Paper No. 29-8
Presentation Time: 10:45 AM
ANCIENT TIN SMELTING AT MT. CER, SERBIA: CHEMICAL AND MINERALOGICAL EVIDENCE FROM CRUCIBLE SHERDS
The source(s) of tin for Aegean bronze is undetermined but several small Bronze Age tin mines have been documented in the circum-Aegean region. One such deposit is Mt. Cer in west Serbia. Although no direct evidence of mining has been discovered, Bronze Age habitation sites correlate with the location of the highest grade placer deposits. Approximately a dozen possible crucible fragments have been uncovered from the Spasovine site adjacent to the Milinska River. Chemical and mineralogical characteristics of one such ceramic sherd with a 3 mm thick vitreous coating on the outer surface is consistent with on-site smelting of placer tin ore mined from the slopes of Mt. Cer.

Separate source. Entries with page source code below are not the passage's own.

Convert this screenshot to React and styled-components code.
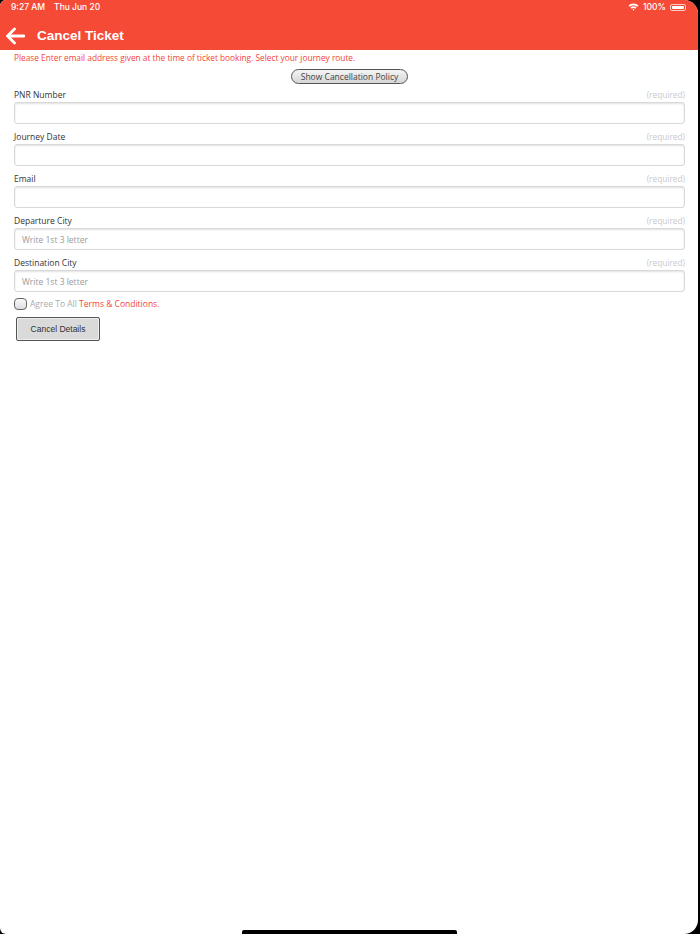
import React from "react";
import styled, { createGlobalStyle } from "styled-components";

const Global = createGlobalStyle`
  html, body { margin: 0; padding: 0; background: #000; }
  body { width: 700px; height: 934px; overflow: hidden; }
  #root { height: 934px; }
  * { box-sizing: border-box; }
`;

const Screen = styled.div`
  width: 698px;
  height: 934px;
  background: #fff;
  border-radius: 6px 14px 14px 6px;
  overflow: hidden;
  display: flex;
  flex-direction: column;
  position: relative;
`;

const Header = styled.div`
  background: #f54b36;
  height: 50px;
  display: flex;
  flex-direction: column;
  color: #fff;
`;

const StatusBar = styled.div`
  height: 14px;
  display: flex;
  align-items: center;
  justify-content: space-between;
  padding: 0 12px 0 11px;
  font-family: Inter, "Liberation Sans", Arial, sans-serif;
  font-size: 8.5px;
  font-weight: 500;
`;

const StatusLeft = styled.div`
  display: flex;
  gap: 9px;
`;

const StatusRight = styled.div`
  display: flex;
  align-items: center;
  gap: 4px;
`;

const Battery = styled.div`
  width: 16px;
  height: 7px;
  border: 1px solid rgba(255,255,255,0.7);
  border-radius: 2px;
  padding: 1px;
  &::before {
    content: "";
    display: block;
    width: 100%;
    height: 100%;
    background: #fff;
    border-radius: 1px;
  }
`;

const TitleRow = styled.div`
  flex: 1;
  display: flex;
  align-items: center;
  padding: 7px 0 0 5px;
  gap: 12px;
`;

const Title = styled.div`
  font-family: "Liberation Sans", Arial, sans-serif;
  font-weight: 700;
  font-size: 13.5px;
`;

const Body = styled.div`
  padding: 2px 13px 0 14px;
  font-family: "Open Sans", sans-serif;
  display: flex;
  flex-direction: column;
`;

const Notice = styled.div`
  color: #f4443a;
  font-size: 8.3px;
  line-height: 12px;
`;

const PolicyRow = styled.div`
  display: flex;
  justify-content: center;
  margin-top: 5px;
`;

const PillButton = styled.button`
  font-family: "Open Sans", sans-serif;
  font-size: 8.5px;
  color: #444;
  height: 15px;
  padding: 0 9px;
  border: 1px solid #555;
  border-radius: 8px;
  background: linear-gradient(#f4f4f4, #d6d6d6);
  line-height: 13px;
`;

const Field = styled.div`
  display: flex;
  flex-direction: column;
  margin-top: ${(p) => (p.$first ? "6px" : "8px")};
`;

const LabelRow = styled.div`
  display: flex;
  justify-content: space-between;
  align-items: center;
  height: 10px;
  line-height: 10px;
  margin-bottom: 2px;
`;

const Label = styled.span`
  font-size: 8.5px;
  color: #333;
`;

const Required = styled.span`
  font-size: 8.3px;
  color: #c9c9c9;
`;

const Input = styled.div`
  height: 22px;
  border: 1px solid #d8d8d8;
  border-radius: 3px;
  box-shadow: inset 0 1px 2px rgba(0,0,0,0.12);
  padding-left: 7px;
  display: flex;
  align-items: center;
  font-size: 8.5px;
  color: #9a9a9a;
`;

const AgreeRow = styled.div`
  display: flex;
  align-items: center;
  margin-top: 6px;
  font-size: 8.5px;
  line-height: 12px;
  gap: 3px;
`;

const Check = styled.div`
  width: 13px;
  height: 12px;
  border: 1px solid #666;
  border-radius: 4px;
  background: linear-gradient(#fafafa, #ddd);
`;

const Gray = styled.span`
  color: #aaa;
`;

const Red = styled.span`
  color: #f4443a;
`;

const CancelButton = styled.button`
  margin: 7px 0 0 2px;
  width: 84px;
  height: 24px;
  background: #dadada;
  border: 1px solid #555;
  border-radius: 2px;
  font-family: "Liberation Sans", Arial, sans-serif;
  font-size: 8.5px;
  color: #333;
  align-self: flex-start;
  box-shadow: inset 0 0 0 1px #eee;
`;

const HomeBar = styled.div`
  position: absolute;
  left: 242px;
  bottom: 0;
  width: 215px;
  height: 4px;
  border-radius: 2px 2px 0 0;
  background: #000;
`;

const fields = [
  { label: "PNR Number" },
  { label: "Journey Date" },
  { label: "Email" },
  { label: "Departure City", ph: "Write 1st 3 letter" },
  { label: "Destination City", ph: "Write 1st 3 letter" },
];

export default function App() {
  return (
    <>
      <Global />
      <Screen>
        <Header>
          <StatusBar>
            <StatusLeft>
              <span>9:27 AM</span>
              <span>Thu Jun 20</span>
            </StatusLeft>
            <StatusRight>
              <svg width="11" height="8" viewBox="0 0 11 8">
                <path d="M0.5 2.6 A7 7 0 0 1 10.5 2.6 L9.3 3.8 A5.3 5.3 0 0 0 1.7 3.8 Z" fill="#fff" />
                <path d="M2.5 4.6 A4.3 4.3 0 0 1 8.5 4.6 L7.3 5.8 A2.6 2.6 0 0 0 3.7 5.8 Z" fill="#fff" />
                <path d="M4.5 6.6 A1.4 1.4 0 0 1 6.5 6.6 L5.5 7.7 Z" fill="#fff" />
              </svg>
              <span>100%</span>
              <Battery />
            </StatusRight>
          </StatusBar>
          <TitleRow>
            <svg width="20" height="18" viewBox="0 0 20 18">
              <path d="M19 9 H3 M9.5 2 L2.5 9 L9.5 16" stroke="#fff" strokeWidth="2.8" fill="none" strokeLinecap="round" strokeLinejoin="round" />
            </svg>
            <Title>Cancel Ticket</Title>
          </TitleRow>
        </Header>
        <Body>
          <Notice>Please Enter email address given at the time of ticket booking. Select your journey route.</Notice>
          <PolicyRow>
            <PillButton>Show Cancellation Policy</PillButton>
          </PolicyRow>
          {fields.map((f, i) => (
            <Field key={f.label} $first={i === 0}>
              <LabelRow>
                <Label>{f.label}</Label>
                <Required>(required)</Required>
              </LabelRow>
              <Input>{f.ph || ""}</Input>
            </Field>
          ))}
          <AgreeRow>
            <Check />
            <span>
              <Gray>Agree To All </Gray>
              <Red>Terms &amp; Conditions.</Red>
            </span>
          </AgreeRow>
          <CancelButton>Cancel Details</CancelButton>
        </Body>
        <HomeBar />
      </Screen>
    </>
  );
}
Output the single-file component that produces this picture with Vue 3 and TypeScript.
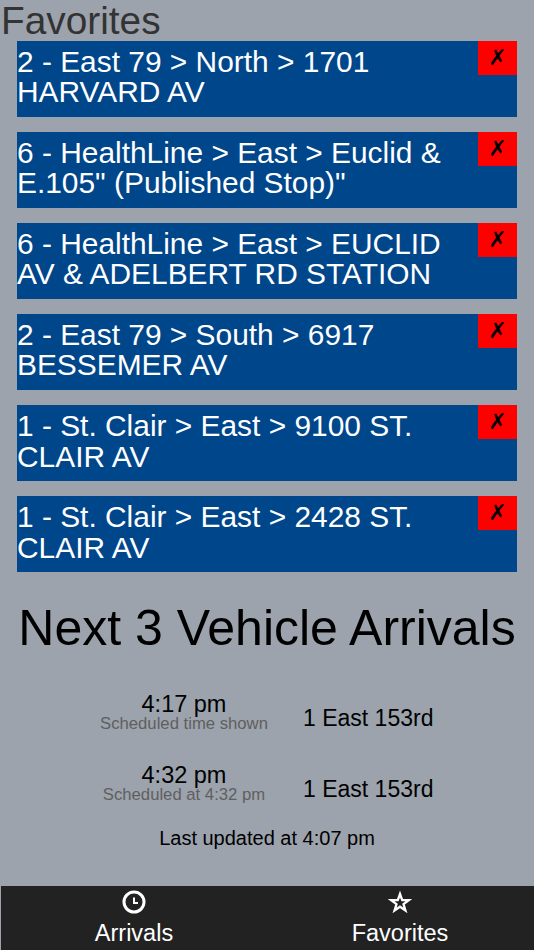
<script setup lang="ts">
const favorites: string[] = [
  '2 - East 79 > North > 1701 HARVARD AV',
  '6 - HealthLine > East > Euclid & E.105" (Published Stop)"',
  '6 - HealthLine > East > EUCLID AV & ADELBERT RD STATION',
  '2 - East 79 > South > 6917 BESSEMER AV',
  '1 - St. Clair > East > 9100 ST. CLAIR AV',
  '1 - St. Clair > East > 2428 ST. CLAIR AV',
]
const arrivals = [
  { time: '4:17 pm', note: 'Scheduled time shown', dest: '1 East 153rd' },
  { time: '4:32 pm', note: 'Scheduled at 4:32 pm', dest: '1 East 153rd' },
]
</script>

<template>
  <div class="page">
    <h1 class="heading">Favorites</h1>
    <ul class="favorites">
      <li v-for="f in favorites" :key="f" class="card">
        <button class="remove" type="button">✗</button>
        {{ f }}
      </li>
    </ul>
    <h2 class="title">Next 3 Vehicle Arrivals</h2>
    <div class="arrivals">
      <div v-for="a in arrivals" :key="a.time" class="arrival">
        <div class="when">
          <div class="time">{{ a.time }}</div>
          <div class="note">{{ a.note }}</div>
        </div>
        <div class="dest">{{ a.dest }}</div>
      </div>
    </div>
    <p class="updated">Last updated at 4:07 pm</p>
    <nav class="tabs">
      <div class="tab">
        <svg class="icon" viewBox="0 0 24 24" width="24" height="24" fill="none" stroke="#fff">
          <circle cx="12" cy="12" r="10" stroke-width="3" />
          <path d="M12 7.5V13H16" stroke-width="2" />
        </svg>
        <span>Arrivals</span>
      </div>
      <div class="tab">
        <svg class="icon" viewBox="0 0 24 24" width="24" height="24" fill="none" stroke="#fff">
          <path d="M12 4L14.2 10.2H20.8L15.5 14.2L17.4 20.4L12 16.7L6.6 20.4L8.5 14.2L3.2 10.2H9.8Z" stroke-width="2.3" />
        </svg>
        <span>Favorites</span>
      </div>
    </nav>
  </div>
</template>

<style>
html, body { margin: 0; padding: 0; }
</style>

<style scoped>
.page {
  width: 534px;
  height: 950px;
  display: flex;
  flex-direction: column;
  background: #9ca3ad;
  font-family: "Liberation Sans", Arial, sans-serif;
  overflow: hidden;
}
.heading {
  margin: 0;
  padding: 0 0 0 1px;
  font-size: 38.8px;
  font-weight: 400;
  line-height: 41px;
  color: #333;
}
.favorites {
  list-style: none;
  margin: 0;
  padding: 0 17px;
  display: flex;
  flex-direction: column;
  gap: 15.4px;
}
.card {
  background: #00468b;
  color: #fff;
  font-size: 29.9px;
  line-height: 30.6px;
  min-height: 75.7px;
  padding: 5.6px 0 7.4px;
  box-sizing: border-box;
}
.remove {
  float: right;
  width: 39px;
  height: 34px;
  margin-top: -5.6px;
  padding: 0;
  border: 0;
  background: #f00;
  color: #000;
  font-family: "DejaVu Sans", sans-serif;
  font-size: 22px;
  line-height: 34px;
}
.title {
  margin: 28px 0 0;
  text-align: center;
  font-size: 50px;
  font-weight: 400;
  line-height: 57px;
  color: #000;
}
.arrivals {
  margin-top: 34px;
  display: flex;
  flex-direction: column;
  gap: 30px;
}
.arrival {
  display: flex;
  align-items: center;
}
.when {
  width: 200px;
  margin-left: 84px;
  text-align: center;
}
.time {
  font-size: 23.5px;
  line-height: 24px;
  color: #000;
}
.note {
  font-size: 16.7px;
  line-height: 16px;
  color: #5f5f5f;
}
.dest {
  margin-left: 19px;
  padding-top: 14px;
  font-size: 23px;
  color: #000;
}
.updated {
  margin: 23px 0 0;
  text-align: center;
  font-size: 20px;
  line-height: 24px;
  color: #000;
}
.tabs {
  margin-top: auto;
  height: 64px;
  margin-left: 1px;
  padding-right: 1px;
  background: #222;
  display: flex;
}
.tab {
  flex: 1;
  display: flex;
  flex-direction: column;
  align-items: center;
  color: #fff;
  font-size: 23.5px;
  line-height: 26px;
  padding-top: 4px;
  gap: 6px;
}
.icon { display: block; }
</style>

The silica-rich glass contains silicified ash up to 10μm in diameter beside which micro-fractures and pores contain metallic tin, and less commonly, secondary tin chloride phases. In addition, the glass contains micro-inclusions (<20μm) of refractory minerals: zircon, monazite, and ilmenite are the most abundant; rutile and xenotime are relatively common; rare scheelite and brannerite are present as well. All of these heavy minerals have been identified in the heavy mineral fraction of cassiterite-bearing river sands in the adjacent cassiterite-bearing Miliniska River. Elevated Th concentration is characteristic of both the glass and the river sand. Although the age of the fragment cannot be constrained typologically, vast majority of pottery fragments from Spasovine are Late Bronze Age in date. Thus the metallurgical sherd is likely Bronze Age as well, but the possibility remains that it could be later.